Tutorial teaching in the sciences at Hertford
For the aspiring science student cultivating a cosy vision of an Oxford tutorial as an opportunity to discuss the finer points of a recent essay while enjoying a glass of sherry with a tutor, a dose of reality is probably required before reading any further. Firstly, tutorial work is unlikely to consist of essays, and much more likely to consist of problem sets aimed at testing understanding of the scientific concepts covered in lectures, and secondly, at least in my tutorials, the choice of beverages is limited to tea, coffee, and hot chocolate, with the occasional biscuit or piece of cake thrown in for good behaviour.
On a serious note, tutorial teaching is perhaps the single most important factor that sets Oxford apart from most other universities. In common with courses at other universities, science students spend a considerable amount of their time attending lectures and carrying out practical work. These components of the course provide students with a good overview of the important concepts within their subject. However, gaining an understanding of a topic is sadly not as simple as attending a few lectures, and generally requires a great deal of additional reading and thinking in order to master a topic at a conceptual level, followed by extensive practice at solving problems in order to make sure this new knowledge can be applied in ‘real’ situations. It is during this stage of the learning process that the tutorial system comes into its own. Tutorials are absolutely not a form of ‘extra lectures’. By the time they arrive at a tutorial, tutors will expect their students to have achieved a good level of understanding of the topic under discussion, and will aim to ‘put the icing on the cake’, consolidating students’ understanding, explaining how the topic under study fits in with other parts of the course, and bringing the subject to life with examples from recent state-of-the-art research or consequences for the world around us. Tutorials are an opportunity for students to clear up any points they haven’t understood, to receive help in solving tricky problems, and to have their ideas and understanding challenged both by their peers and by their tutor.
Chemistry students at Hertford are fortunate in that they have three tutors (covering organic, inorganic, and physical chemistry, respectively), who follow their progress through the entirety of the first three years comprising the taught part of the M.Chem. course. From the point of view of students, their tutors become real allies as they progress through their degree course, and come to know how best to help and to provide sometimes much-needed encouragement (in a range of forms!) when required.
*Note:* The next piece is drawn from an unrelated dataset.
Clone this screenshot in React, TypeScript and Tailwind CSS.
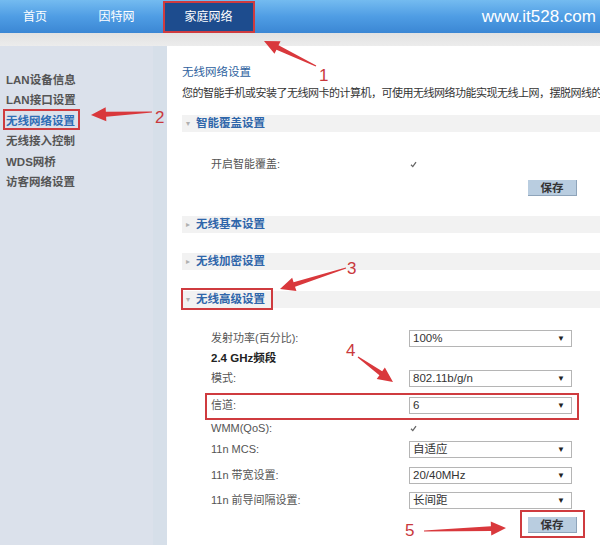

As tutors, we observe and assist the transition of our students from excited and often slightly terrified first years, fresh from school, to fully-fledged scientists ready to tackle any one of a broad range of careers or higher degrees. This long-term interaction with individual students and the opportunities it offers for appreciating and celebrating their achievements, however big or small, is perhaps one of the most rewarding aspects of tutorial teaching.